Eventually, Pinkham bought a farm in Fayette that grew to be more than 400 acres. He said in the 1920s, his farm contained the largest piece of cleared land in Kennebec County. He and his son, Jeffrey, have raised hay, corn, hogs and potatoes on the farm.

“Farming is all I wanted to do,” Pinkham said. “You have it in your blood, I guess.”

Reino Maki was a field worker for DARE who conducted the interview with Coffin. Now, after retiring from a career in the computer business, Maki has been asked by DARE whether he would like to return to Maine to interview Coffin’s grandson, Pinkham.

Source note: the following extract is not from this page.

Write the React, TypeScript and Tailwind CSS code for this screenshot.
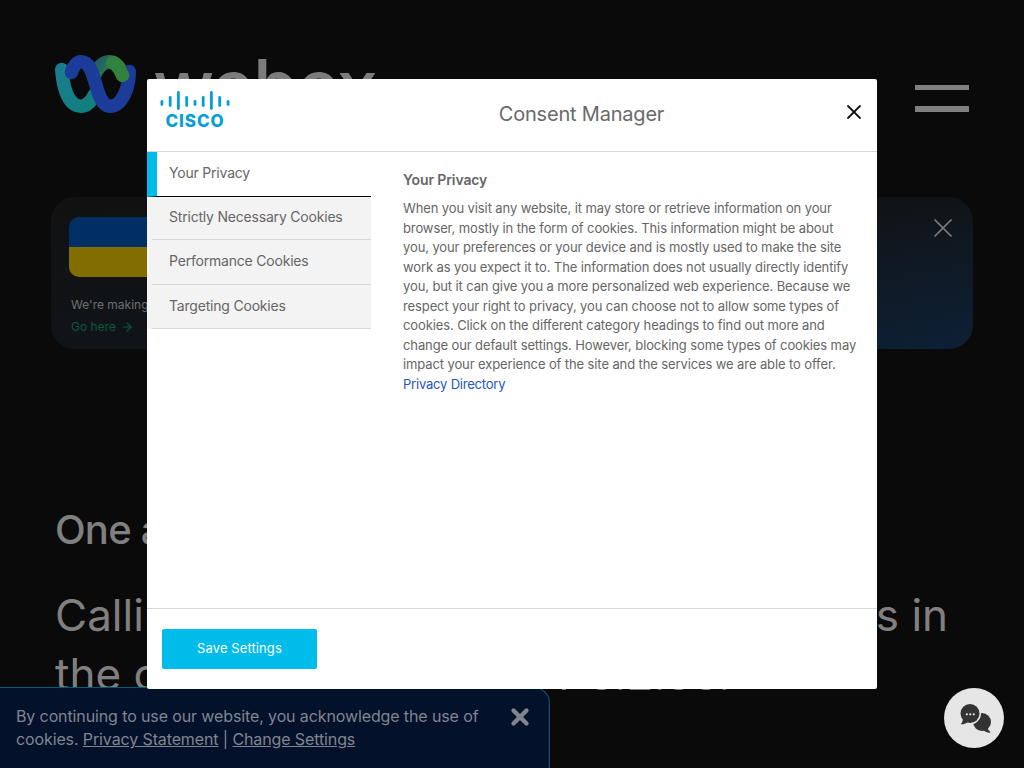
import { X, ArrowRight } from 'lucide-react';

const categories = [
  { label: 'Strictly Necessary Cookies', height: 'h-[43px]' },
  { label: 'Performance Cookies', height: 'h-[45px]' },
  { label: 'Targeting Cookies', height: 'h-[44px]' },
];

function WebexLogo() {
  return (
    <svg width="81" height="60" viewBox="0 0 84 62" fill="none" className="shrink-0">
      <defs>
        <linearGradient id="wbxTeal" x1="0" y1="0" x2="1" y2="1">
          <stop offset="0" stopColor="#1a7d8e" />
          <stop offset="1" stopColor="#0f7f7c" />
        </linearGradient>
        <linearGradient id="wbxGreen" x1="0" y1="0" x2="1" y2="0.4">
          <stop offset="0" stopColor="#1d5a6e" />
          <stop offset="1" stopColor="#37853a" />
        </linearGradient>
      </defs>
      <path d="M7 16C8 30 12 54 27 54C34 54 38 48 41 42" stroke="url(#wbxTeal)" strokeWidth="14" strokeLinecap="round" />
      <path d="M40 24C44 14 50 8 57 8C63 8 68 14 70 22" stroke="url(#wbxGreen)" strokeWidth="14" strokeLinecap="round" />
      <path d="M17 19C19 12 23 8 27 8C38 8 40 26 45 40C48 49 52 54 57 54C70 54 77 34 77 18" stroke="#1b3c98" strokeWidth="14" strokeLinecap="round" />
      <path d="M60 9C65 12 68 17 70 22" stroke="#32813e" strokeWidth="14" strokeLinecap="round" />
    </svg>
  );
}

function CiscoLogo() {
  return (
    <div className="flex w-[70px] flex-col items-center">
      <svg width="70" height="19" viewBox="0 0 70 19" fill="#049fd9">
        <rect x="0.500" y="9" width="2.800" height="6" rx="1.400" />
        <rect x="8.800" y="5" width="2.800" height="11" rx="1.400" />
        <rect x="17" y="0" width="2.800" height="19" rx="1.400" />
        <rect x="25.300" y="5" width="2.800" height="11" rx="1.400" />
        <rect x="33.600" y="9" width="2.800" height="6" rx="1.400" />
        <rect x="41.800" y="5" width="2.800" height="11" rx="1.400" />
        <rect x="50" y="0" width="2.800" height="19" rx="1.400" />
        <rect x="58.300" y="5" width="2.800" height="11" rx="1.400" />
        <rect x="66.700" y="9" width="2.800" height="6" rx="1.400" />
      </svg>
      <span className="mt-[2px] text-[17px] leading-[18px] font-extrabold tracking-[0.9px] text-[#049fd9]">CISCO</span>
    </div>
  );
}

function ChatIcon() {
  return (
    <svg width="34" height="30" viewBox="0 0 34 30" fill="#333333">
      <circle cx="25" cy="19" r="9" />
      <path d="M29 24L33.700 29.500C31 30 28.500 29 26 27z" />
      <circle cx="13" cy="10.500" r="11" fill="#e6e6e6" />
      <circle cx="13" cy="10.500" r="9.500" />
      <path d="M6 15C6 18 5 20 3.700 21.300C6 21.500 9 20.500 11 19z" />
      <circle cx="9.800" cy="11.300" r="1.100" fill="#e6e6e6" />
      <circle cx="13.300" cy="11.300" r="1.100" fill="#e6e6e6" />
      <circle cx="16.800" cy="11.300" r="1.100" fill="#e6e6e6" />
    </svg>
  );
}

export default function App() {
  return (
    <div className="relative h-[768px] w-[1024px] overflow-hidden bg-[#0a0a0a] font-['Inter',sans-serif]">
      {/* page behind the overlay */}
      <div className="flex h-full flex-col px-[55px] text-[#808080]">
        <header className="flex items-start pt-[54px]">
          <WebexLogo />
          <span className="-mt-[4px] ml-[17px] text-[74px] leading-[72px] font-medium tracking-tight text-[#7c7c7c]">webex</span>
          <div className="mt-[31px] ml-auto flex flex-col gap-[16px]">
            <div className="h-[5px] w-[54px] bg-[#808080]" />
            <div className="h-[6px] w-[54px] bg-[#808080]" />
          </div>
        </header>

        <section className="relative -mx-[4px] mt-[75px] h-[152px] rounded-[24px] bg-gradient-to-br from-[#111111] via-[#101418] to-[#0d2036] px-[18px] pt-[20px]">
          <div className="h-[60px] w-[160px] overflow-hidden rounded-[10px]">
            <div className="h-[30px] bg-[#002f66]" />
            <div className="h-[30px] bg-[#826d00]" />
          </div>
          <p className="mt-[20px] ml-[2px] text-[12px] leading-[16px] text-[#6f6f6f]">We're making</p>
          <p className="mt-[6px] ml-[2px] flex items-center gap-1 text-[12px] leading-[16px] text-[#0b5a3c]">
            Go here <ArrowRight size={14} />
          </p>
          <X size={32} strokeWidth={1.300} className="absolute top-[15px] right-[14px] text-[#7d7d7d]" />
        </section>

        <h2 className="mt-[155px] text-[40px] leading-[52px] font-medium tracking-[-0.8px]">One a</h2>
        <p className="mt-[30px] text-[44px] leading-[59px] whitespace-nowrap">
          Callin<span className="ml-[706px]">s in</span>
        </p>
        <p className="text-[44px] leading-[59px] whitespace-nowrap">
          the c<span className="ml-[400px]">r 3.2.33.</span>
        </p>
      </div>

      {/* cookie notice */}
      <div className="absolute bottom-0 left-0 flex h-[81px] w-[550px] items-start rounded-tr-[16px] border-t border-r border-[#0b5a75] bg-[#04112a] pt-[17px] pr-[16px] pl-[16px]">
        <p className="w-[480px] text-[16px] leading-[23px] tracking-[-0.117px] text-[#808590]">
          By continuing to use our website, you acknowledge the use of cookies.{' '}
          <a className="underline">Privacy Statement</a> | <a className="underline">Change Settings</a>
        </p>
        <X size={26} strokeWidth={4} className="-mt-[1px] ml-auto text-[#808590]" />
      </div>

      {/* consent dialog */}
      <div className="absolute top-[79px] left-[147px] flex h-[610px] w-[730px] flex-col rounded-[2px] bg-white text-[#666666]">
        <div className="relative flex h-[73px] shrink-0 items-center justify-center border-b border-[#d8d8d8]">
          <div className="absolute top-[12px] left-[13px]">
            <CiscoLogo />
          </div>
          <h1 className="mb-[2px] ml-[139px] text-[20px] leading-[24px] tracking-[-0.2px] text-[#696969]">Consent Manager</h1>
          <X size={24} strokeWidth={1.800} className="absolute top-[21px] right-[11px] text-[#111111]" />
        </div>

        <div className="flex min-h-0 flex-1">
          <nav className="w-[224px] shrink-0 text-[14px] tracking-[-0.2px] text-[#666666]">
            <div className="flex h-[45px] items-center border-b border-black border-l-[10px] border-l-[#00bceb] pb-[3px] pl-[12px]">Your Privacy</div>
            {categories.map(({ label, height }) => (
              <div key={label} className={`${height} bg-[#f3f3f3] pl-[5px]`}>
                <div className="flex h-full items-center border-b border-[#d8d8d8] pb-[3px] pl-[17px]">{label}</div>
              </div>
            ))}
          </nav>
          <div className="flex-1 pt-[18px] pr-[20px] pl-[32px]">
            <h3 className="text-[14px] leading-[20px] font-semibold tracking-[-0.1px] text-[#666666]">Your Privacy</h3>
            <p className="mt-[9px] text-[13px] leading-[19.500px] tracking-[-0.11px] text-[#666666]">
              When you visit any website, it may store or retrieve information on your browser, mostly in the form of
              cookies. This information might be about you, your preferences or your device and is mostly used to make
              the site work as you expect it to. The information does not usually directly identify you, but it can
              give you a more personalized web experience. Because we respect your right to privacy, you can choose not
              to allow some types of cookies. Click on the different category headings to find out more and change our
              default settings. However, blocking some types of cookies may impact your experience of the site and the
              services we are able to offer.
              <br />
              <a className="tracking-[-0.2px] text-[#2455c3]">Privacy Directory</a>
            </p>
          </div>
        </div>

        <div className="flex h-[81px] shrink-0 items-start border-t border-[#d8d8d8] pt-[20px] pl-[15px]">
          <button className="h-[40px] w-[155px] rounded-[2px] bg-[#00bceb] text-[13px] tracking-[0.1px] text-white">Save Settings</button>
        </div>
      </div>

      {/* chat launcher */}
      <div className="absolute right-[20px] bottom-[20px] flex h-[60px] w-[60px] items-center justify-center rounded-full bg-[#e6e6e6]">
        <ChatIcon />
      </div>
    </div>
  );
}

The original interviews were conducted between 1965 and 1970. Interviewers sometimes brought their families around the country in Word Wagons, Dodge vans that were outfitted so workers could live in them.

Interviews were conducted in 10 Maine communities: Allagash, Augusta, Bar Harbor, Beals island, Masardis, North Berwick, Port Clyde, Presque Isle, Readfield and Rockland.

Maki said DARE field workers were interested in regional vocabulary and pronunciation. “I’d stop at a post office and try to find someone who had lived there all their life. Usually they were older people,” Maki said.

“People are used to a stereotyped Maine accent from the coast,” Maki said. “It’s a little different when you get inland. It’s not the same. It’s both the accent and the word choice.”